Butch Cassidy and the Sundance Kid
The massive hit from 1969, Butch Cassidy and the Sundance Kid, is often cited as a "Western that people love, who usually don’t like Westerns." But it also often makes "all-time most overrated" lists, especially from folks who do like Westerns. That contradiction may be because the film is completely carried by the charisma of its two superstars, Paul Newman and Robert Redford. Also it's closer in spirit to a light comedy or even the "outlaw reexamination" genre started by Bonnie and Clyde than the landmark Westerns of its era that Sam Peckinpah and Sergio Leone were directing at the same time. Butch Cassidy and the Sundance Kid is an incredibly simple tale, and regardless of its place on the Western checklist it’s perfect entertainment.

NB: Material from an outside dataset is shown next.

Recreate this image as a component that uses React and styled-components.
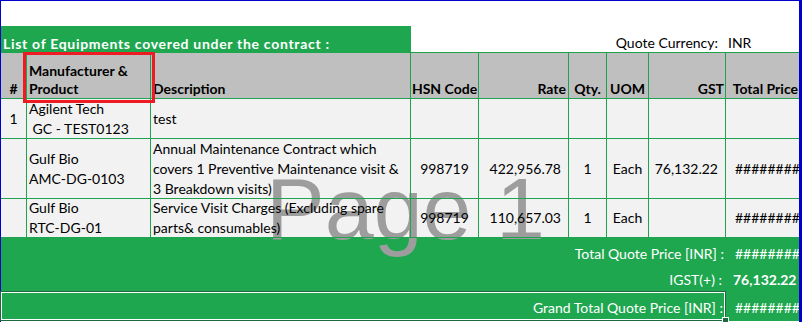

The script seems to have very little dialogue and often the same lines are repeated, "You keep thinking, Butch," which is ironic since the script by William Goldman (Marathon Man, All The President’s Men) has been hailed for its perfect three-act structure (pre-film school era Goldman wrote a number of books about screenwriting and the business which also helped elevate his status as a quintessential writer). Act One is an introduction to Butch (Newman) and Sundance (Redford), two charming but frustrated bank robbers who are now hitting trains. Butch is the brains and Sundance the gunman. They also share a woman, schoolteacher Etta Place (the mumbly Katharine Ross of The Graduate), Sundance is her lover, while Butch flirts but is more the big brother. Act Two is one long chase as a hardcore posse follows Butch and Sundance over miles of picturesque Western plains (shot by the legendary cameraman Conrad L. Hall), ending famously with the two jumping off a cliff into a raging river. Act Three has the heroes and Etta traveling to Bolivia where they work as muscle for a paymaster (Strother Martin) and culture clashes impede their bank robbing career, finally ending with a shoot out with the Bolivian army.